# START OF Data shown
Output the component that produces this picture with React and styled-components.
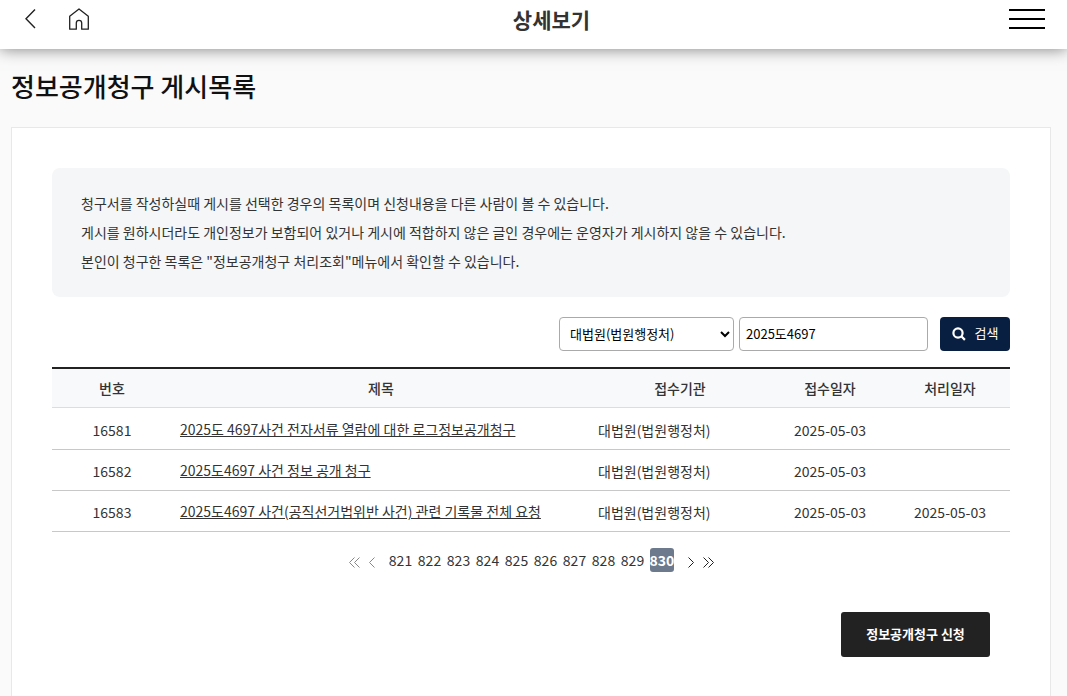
import React from "react";
import styled, { createGlobalStyle } from "styled-components";

const GlobalStyle = createGlobalStyle`
  *, *::before, *::after { box-sizing: border-box; }
  body {
    margin: 0;
    background: #fafafa;
    color: #333;
    font-family: "Noto Sans CJK KR", "Noto Sans", sans-serif;
    font-size: 14px;
    line-height: 20px;
  }
  button, input, select { font-family: inherit; }
`;

const Page = styled.div`
  display: flex;
  flex-direction: column;
  min-height: 100vh;
`;

const TopBar = styled.header`
  display: grid;
  grid-template-columns: 1fr auto 1fr;
  align-items: center;
  height: 49px;
  padding: 0 22px 12px 24px;
  background: #fff;
  box-shadow: 0 0 15px rgba(0, 0, 0, 0.5);
`;

const TopTools = styled.div`
  display: flex;
  gap: 32px;
`;

const IconButton = styled.button`
  display: flex;
  justify-self: end;
  padding: 0;
  border: 0;
  background: none;
  color: #222;
  cursor: pointer;
`;

const BarTitle = styled.h1`
  margin: 0;
  padding-left: 34px;
  font-size: 21px;
  line-height: 30px;
  font-weight: 700;
`;

const Main = styled.main`
  display: flex;
  flex-direction: column;
  flex: 1;
  padding: 17px 16px 0 11px;
`;

const PageTitle = styled.h2`
  margin: 0 0 21px;
  color: #111;
  font-size: 26px;
  line-height: 40px;
  font-weight: 500;
`;

const Card = styled.section`
  flex: 1;
  padding: 40px 40px 39px;
  border: 1px solid #e8e8e8;
  border-bottom: 0;
  background: #fff;
`;

const Notice = styled.div`
  padding: 21px 29px;
  border-radius: 8px;
  background: #f4f6f8;
  line-height: 29px;
`;

const NoticeLine = styled.p`
  margin: 0;
`;

const SearchForm = styled.form`
  display: flex;
  justify-content: flex-end;
  margin: 20px 0 16px;
`;

const CourtSelect = styled.select`
  width: 175px;
  height: 34px;
  margin-right: 5px;
  padding: 0 0 2px 6px;
  border: 1px solid #aaa;
  border-radius: 4px;
  background: #fff;
  color: #000;
  font-size: 13px;
`;

const KeywordInput = styled.input`
  width: 189px;
  height: 34px;
  margin-right: 12px;
  padding: 0 6px 2px;
  border: 1px solid #aaa;
  border-radius: 4px;
  background: #fff;
  color: #000;
  font-size: 13px;
`;

const SearchButton = styled.button`
  display: flex;
  align-items: center;
  justify-content: center;
  gap: 9px;
  width: 70px;
  height: 34px;
  padding: 0;
  border: 0;
  border-radius: 4px;
  background: #081f42;
  color: #fff;
  font-size: 13px;
  line-height: 20px;
  cursor: pointer;
`;

const ButtonLabel = styled.span`
  padding-bottom: 2px;
`;

const Table = styled.table`
  width: 100%;
  border-collapse: separate;
  border-spacing: 0;
  border-top: 2px solid #222;
  table-layout: fixed;
`;

const Column = styled.col`
  width: ${(p) => p.$width};
`;

const HeadCell = styled.th`
  height: 39px;
  padding: 0 8px;
  border-bottom: 1px solid #ddd;
  background: #f8f9fb;
  font-weight: 500;
  text-align: center;
`;

const Cell = styled.td`
  height: 41px;
  padding: 2px 8px 0;
  border-bottom: 1px solid #c8c8c8;
  text-align: center;

  tr:first-child > & {
    height: 42px;
  }
`;

const OrgCell = styled(Cell)`
  text-align: left;
`;

const TitleCell = styled(Cell)`
  padding-top: 0;
  text-align: left;
`;

const TitleLink = styled.a`
  color: #333;
  text-decoration: underline;
`;

const Pagination = styled.nav`
  display: flex;
  align-items: center;
  justify-content: center;
  gap: 5px;
  margin-top: 16px;
`;

const PageLink = styled.a`
  width: 24px;
  border-radius: 3px;
  background: ${(p) => (p.$current ? "#6d798c" : "transparent")};
  color: ${(p) => (p.$current ? "#fff" : "#333")};
  font-weight: ${(p) => (p.$current ? 700 : 400)};
  line-height: 24px;
  text-align: center;
  text-decoration: none;
`;

const PageSteps = styled.div`
  display: flex;
  gap: 9px;
  padding: ${(p) => (p.$end ? "4px 0 0 9px" : "4px 9px 0 0")};
`;

const StepLink = styled.a`
  display: flex;
  color: ${(p) => (p.$muted ? "#888" : "#222")};
`;

const Actions = styled.div`
  display: flex;
  justify-content: flex-end;
  margin-top: 40px;
  padding-right: 20px;
`;

const ApplyButton = styled.button`
  width: 149px;
  height: 45px;
  padding: 0 0 2px;
  border: 0;
  border-radius: 3px;
  background: #222;
  color: #fff;
  font-size: 13px;
  font-weight: 700;
  cursor: pointer;
`;

const Arrow = ({ double, flip }) => (
  <svg width={double ? 11 : 6} height="11" fill="none" stroke="currentColor" aria-hidden="true">
    <g transform={flip ? `translate(${double ? 11 : 6} 0) scale(-1 1)` : undefined}>
      <path d="M.5.5l5 5-5 5" />
      {double && <path d="M5.5.5l5 5-5 5" />}
    </g>
  </svg>
);

const notices = [
  "청구서를 작성하실때 게시를 선택한 경우의 목록이며 신청내용을 다른 사람이 볼 수 있습니다.",
  "게시를 원하시더라도 개인정보가 보함되어 있거나 게시에 적합하지 않은 글인 경우에는 운영자가 게시하지 않을 수 있습니다.",
  '본인이 청구한 목록은 "정보공개청구 처리조회"메뉴에서 확인할 수 있습니다.',
];

const rows = [
  { no: 16581, title: "2025도 4697사건 전자서류 열람에 대한 로그정보공개청구", org: "대법원(법원행정처)", received: "2025-05-03", done: "" },
  { no: 16582, title: "2025도4697 사건 정보 공개 청구", org: "대법원(법원행정처)", received: "2025-05-03", done: "" },
  { no: 16583, title: "2025도4697 사건(공직선거법위반 사건) 관련 기록물 전체 요청", org: "대법원(법원행정처)", received: "2025-05-03", done: "2025-05-03" },
];

const pages = [821, 822, 823, 824, 825, 826, 827, 828, 829, 830];

export default function App() {
  return (
    <Page>
      <GlobalStyle />
      <TopBar>
        <TopTools>
          <IconButton type="button" aria-label="뒤로">
            <svg width="12" height="22" fill="none" stroke="currentColor" strokeWidth="1.4">
              <path d="M11 1.5L2 10.7l9 9.3" />
            </svg>
          </IconButton>
          <IconButton type="button" aria-label="홈">
            <svg width="22" height="22" fill="none" stroke="currentColor" strokeWidth="1.3" strokeLinejoin="round">
              <path d="M1.7 8.2L11 .9l9.3 7.3v13h-6.6v-6.1a2.7 2.7 0 0 0-5.4 0v6.1H1.7z" />
            </svg>
          </IconButton>
        </TopTools>
        <BarTitle>상세보기</BarTitle>
        <IconButton type="button" aria-label="전체 메뉴">
          <svg width="36" height="20" fill="#000">
            <path d="M0 0h36v2H0zM0 9h36v2H0zM0 18h36v2H0z" />
          </svg>
        </IconButton>
      </TopBar>
      <Main>
        <PageTitle>정보공개청구 게시목록</PageTitle>
        <Card>
          <Notice>
            {notices.map((line) => (
              <NoticeLine key={line}>{line}</NoticeLine>
            ))}
          </Notice>
          <SearchForm onSubmit={(e) => e.preventDefault()}>
            <CourtSelect aria-label="접수기관" defaultValue="court">
              <option value="court">대법원(법원행정처)</option>
            </CourtSelect>
            <KeywordInput type="text" aria-label="검색어" defaultValue="2025도4697" />
            <SearchButton type="submit">
              <svg width="14" height="14" fill="none" stroke="currentColor" strokeWidth="2.2" aria-hidden="true">
                <circle cx="6" cy="6" r="4.6" />
                <path d="M9.3 9.3l3.6 3.6" />
              </svg>
              <ButtonLabel>검색</ButtonLabel>
            </SearchButton>
          </SearchForm>
          <Table>
            <colgroup>
              <Column $width="120px" />
              <Column $width="auto" />
              <Column $width="180px" />
              <Column $width="120px" />
              <Column $width="120px" />
            </colgroup>
            <thead>
              <tr>
                {["번호", "제목", "접수기관", "접수일자", "처리일자"].map((label) => (
                  <HeadCell key={label} scope="col">{label}</HeadCell>
                ))}
              </tr>
            </thead>
            <tbody>
              {rows.map((row) => (
                <tr key={row.no}>
                  <Cell>{row.no}</Cell>
                  <TitleCell><TitleLink href="#">{row.title}</TitleLink></TitleCell>
                  <OrgCell>{row.org}</OrgCell>
                  <Cell>{row.received}</Cell>
                  <Cell>{row.done}</Cell>
                </tr>
              ))}
            </tbody>
          </Table>
          <Pagination aria-label="페이지">
            <PageSteps>
              <StepLink href="#" $muted aria-label="처음"><Arrow double flip /></StepLink>
              <StepLink href="#" $muted aria-label="이전"><Arrow flip /></StepLink>
            </PageSteps>
            {pages.map((n) => (
              <PageLink key={n} href="#" $current={n === 830} aria-current={n === 830 ? "page" : undefined}>{n}</PageLink>
            ))}
            <PageSteps $end>
              <StepLink href="#" aria-label="다음"><Arrow /></StepLink>
              <StepLink href="#" aria-label="마지막"><Arrow double /></StepLink>
            </PageSteps>
          </Pagination>
          <Actions>
            <ApplyButton type="button">정보공개청구 신청</ApplyButton>
          </Actions>
        </Card>
      </Main>
    </Page>
  );
}
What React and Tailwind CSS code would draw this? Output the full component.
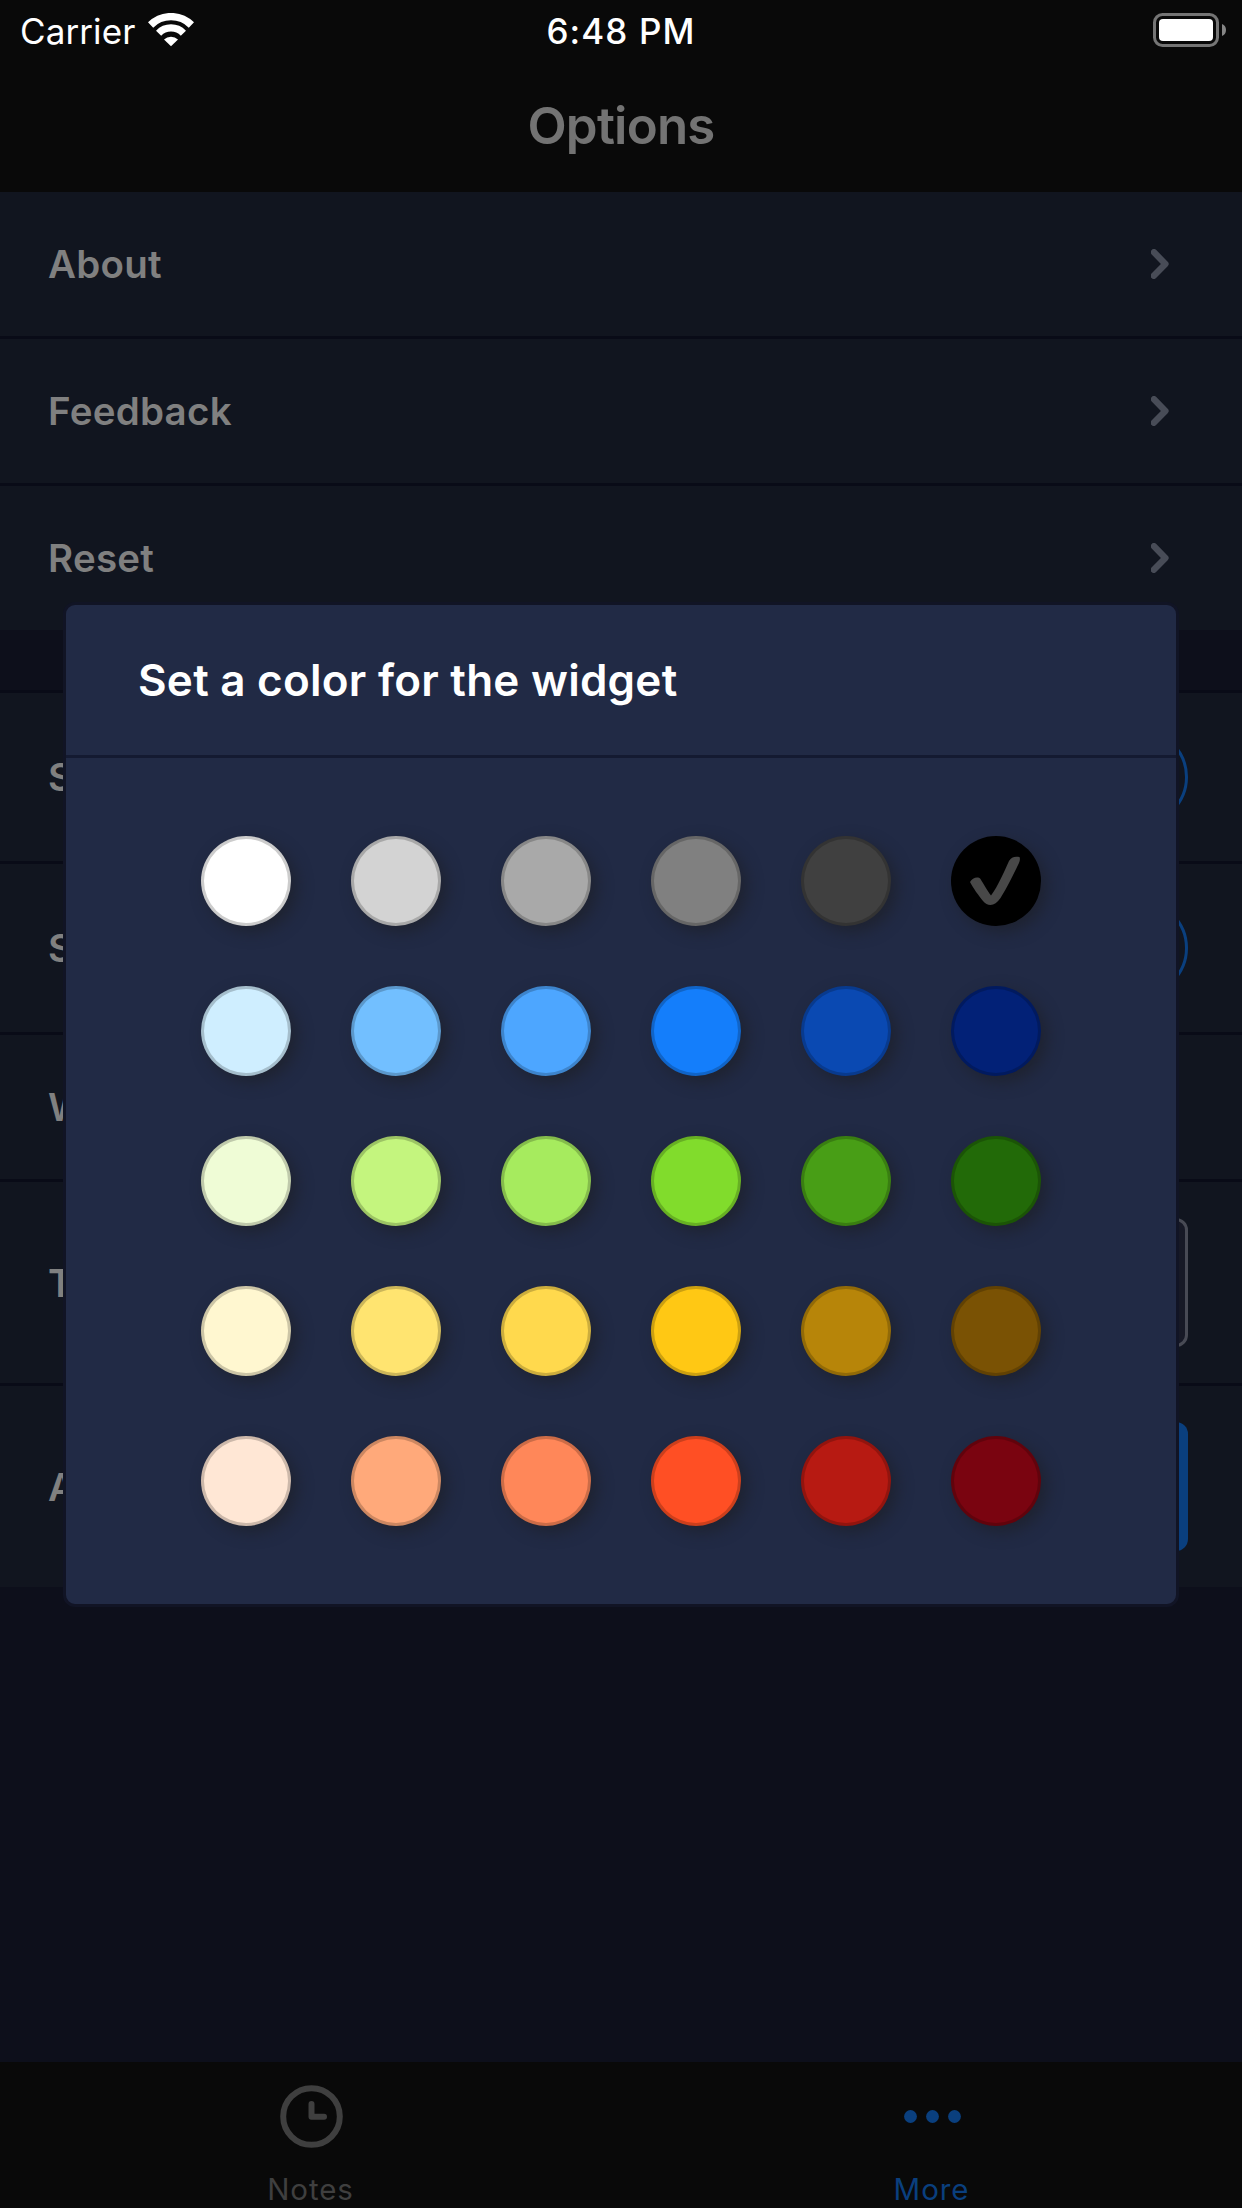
const swatches = [
  "#ffffff", "#d3d3d3", "#a9a9a9", "#808080", "#404040", "#000000",
  "#cfeeff", "#72bfff", "#4da6ff", "#147efb", "#0a49b2", "#022177",
  "#effcd6", "#c4f57e", "#a6eb5e", "#81dc2c", "#489e16", "#226a08",
  "#fff7d0", "#ffe470", "#ffd94d", "#ffc814", "#b78509", "#7a5204",
  "#ffe7d5", "#ffa97a", "#ff8759", "#ff4f24", "#b71a12", "#7a0410",
];

const Chevron = () => (
  <svg className="h-[30px] w-[18px]" viewBox="0 0 18 30" fill="none" stroke="#484c57" strokeWidth="6.4" strokeLinecap="round" strokeLinejoin="round">
    <path d="M3 3.2 L14.4 15 L2.8 26.8" />
  </svg>
);

const rowLabel = "pt-[2px] text-[38.5px] font-semibold tracking-[0.25px] text-[#808080]";

const LinkRow = ({ label, line }) => (
  <div className={line ? "flex h-[147px] items-center justify-between border-b-3 border-[#090b17] bg-[#11151f] pl-[48px] pr-[73px]" : "flex h-[144px] items-center justify-between bg-[#11151f] pl-[48px] pr-[73px]"}>
    <span className={rowLabel}>{label}</span>
    <Chevron />
  </div>
);

export default function App() {
  return (
    <div className="relative flex h-[2208px] w-[1242px] flex-col overflow-hidden bg-[#0d0f1b] font-['Inter',sans-serif]">
      <header className="h-[192px] shrink-0 bg-[#090909]">
        <div className="grid h-[62px] grid-cols-3 items-center px-[20px] text-white">
          <div className="flex items-center gap-[13px] pt-px">
            <span className="text-[35px] leading-none tracking-[0.1px]">Carrier</span>
            <svg className="mb-[3px] h-[34px] w-[46px]" viewBox="0 0 46 34" fill="none" stroke="#fff">
              <path d="M2.6 12 A29 29 0 0 1 43.4 12" strokeWidth="7.4" />
              <path d="M10.6 20.2 A17.3 17.3 0 0 1 35.4 20.2" strokeWidth="7.2" />
              <path d="M16 26.6 A10 10 0 0 1 30 26.6 L23 33.3 Z" fill="#fff" stroke="none" />
            </svg>
          </div>
          <span className="pt-px text-center text-[35px] leading-none font-medium tracking-[1.1px]">6:48 PM</span>
          <svg className="mr-[-5px] mb-[2px] h-[34px] w-[74px] justify-self-end" viewBox="0 0 74 34">
            <rect x="1.5" y="1.5" width="63" height="31" rx="8" fill="none" stroke="#757575" strokeWidth="3" />
            <rect x="6" y="6" width="54" height="22" rx="4" fill="#fff" />
            <path d="M69 11 a6.5 6.5 0 0 1 0 12 Z" fill="#858585" />
          </svg>
        </div>
        <h1 className="pt-[38px] text-center text-[51px] leading-none font-semibold tracking-[-0.8px] text-[#737373]">Options</h1>
      </header>

      <main className="flex-1">
        <LinkRow label="About" line />
        <LinkRow label="Feedback" line />
        <LinkRow label="Reset" />
        <section className="mt-[60px] border-t-3 border-[#090b17] bg-[#11151f]">
          <div className="flex h-[171px] items-center justify-between border-b-3 border-[#090b17] pl-[48px] pr-[54px]">
            <span className={rowLabel}>S</span>
            <span className="size-[96px] rounded-full border-3 border-[#0a3f7e]" />
          </div>
          <div className="flex h-[171px] items-center justify-between border-b-3 border-[#090b17] pl-[48px] pr-[54px]">
            <span className={rowLabel}>S</span>
            <span className="size-[96px] rounded-full border-3 border-[#0a3f7e]" />
          </div>
          <div className="flex h-[147px] items-center border-b-3 border-[#090b17] pl-[48px]">
            <span className={rowLabel}>W</span>
          </div>
          <div className="flex h-[204px] items-center justify-between border-b-3 border-[#090b17] pl-[48px] pr-[54px]">
            <span className={rowLabel}>T</span>
            <span className="h-[129px] w-[240px] rounded-[12px] border-3 border-[#484a54] bg-[#171926]" />
          </div>
          <div className="flex h-[201px] items-center justify-between pl-[48px] pr-[54px]">
            <span className={rowLabel}>A</span>
            <span className="h-[129px] w-[240px] rounded-[12px] bg-[#0a3f7e]" />
          </div>
        </section>
      </main>

      <nav className="grid h-[146px] shrink-0 grid-cols-2 bg-[#090909] text-[29.5px] tracking-[0.9px]">
        <div className="flex flex-col items-center pt-[23px] text-[#3f3f3f]">
          <svg className="h-[64px] w-[64px]" viewBox="0 0 64 64" fill="none" stroke="currentColor" strokeWidth="6" strokeLinecap="round" strokeLinejoin="round">
            <circle cx="32.5" cy="31.5" r="28.3" />
            <path d="M32.5 19 V31.7 H45" />
          </svg>
          <span className="mt-[26px] leading-none">Notes</span>
        </div>
        <div className="flex flex-col items-center pt-[23px] text-[#0a3f7e]">
          <svg className="h-[64px] w-[64px]" viewBox="0 0 64 64" fill="currentColor">
            <circle cx="10.5" cy="31.5" r="6.4" />
            <circle cx="32.5" cy="31.5" r="6.4" />
            <circle cx="54.5" cy="31.5" r="6.4" />
          </svg>
          <span className="mt-[26px] leading-none">More</span>
        </div>
      </nav>

      <div role="dialog" className="absolute inset-x-[63px] top-[602px] h-[1005px] rounded-[12px] border-3 border-[#111425] bg-[#212a45]">
        <div className="flex h-[153px] items-center border-b-3 border-[#141a31] pl-[72px]">
          <h2 className="text-[44px] font-semibold tracking-[0.25px] text-white">Set a color for the widget</h2>
        </div>
        <div className="grid grid-cols-6 gap-[60px] px-[135px] pt-[78px]">
          {swatches.map((color, i) => (
            <div key={color} style={{ backgroundColor: color }} className="flex size-[90px] items-center justify-center rounded-full border-3 border-black/20 shadow-[6px_6px_15px_rgba(30,32,42,0.75)]">
              {i === 5 && (
                <svg className="mr-[3px] h-[50px] w-[52px] shrink-0" viewBox="0 0 52 50">
                  <path d="M1 26 C3 22 9 20 11.5 23 C14 27 18 34 22 39.5 C29 30 35 16 40 5 C42 1 46 0 50.5 1 C51.5 3 50.5 6 49 9 C44 19 38 32 31.5 42 C26 50.5 19 51 14 45 C10 40 4 32 1 26 Z" fill="#484848" />
                </svg>
              )}
            </div>
          ))}
        </div>
      </div>
    </div>
  );
}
# END OF Data shown
Take the material above and output only the lines from the one that contains "What React and" through the one that contains "text-[38.5px] font-semibold tracking-[0.25px]", ends included and images left out.

▸ **Written solution**:
What React and Tailwind CSS code would draw this? Output the full component.
const swatches = [
  "#ffffff", "#d3d3d3", "#a9a9a9", "#808080", "#404040", "#000000",
  "#cfeeff", "#72bfff", "#4da6ff", "#147efb", "#0a49b2", "#022177",
  "#effcd6", "#c4f57e", "#a6eb5e", "#81dc2c", "#489e16", "#226a08",
  "#fff7d0", "#ffe470", "#ffd94d", "#ffc814", "#b78509", "#7a5204",
  "#ffe7d5", "#ffa97a", "#ff8759", "#ff4f24", "#b71a12", "#7a0410",
];

const Chevron = () => (
  <svg className="h-[30px] w-[18px]" viewBox="0 0 18 30" fill="none" stroke="#484c57" strokeWidth="6.4" strokeLinecap="round" strokeLinejoin="round">
    <path d="M3 3.2 L14.4 15 L2.8 26.8" />
  </svg>
);

const rowLabel = "pt-[2px] text-[38.5px] font-semibold tracking-[0.25px] text-[#808080]";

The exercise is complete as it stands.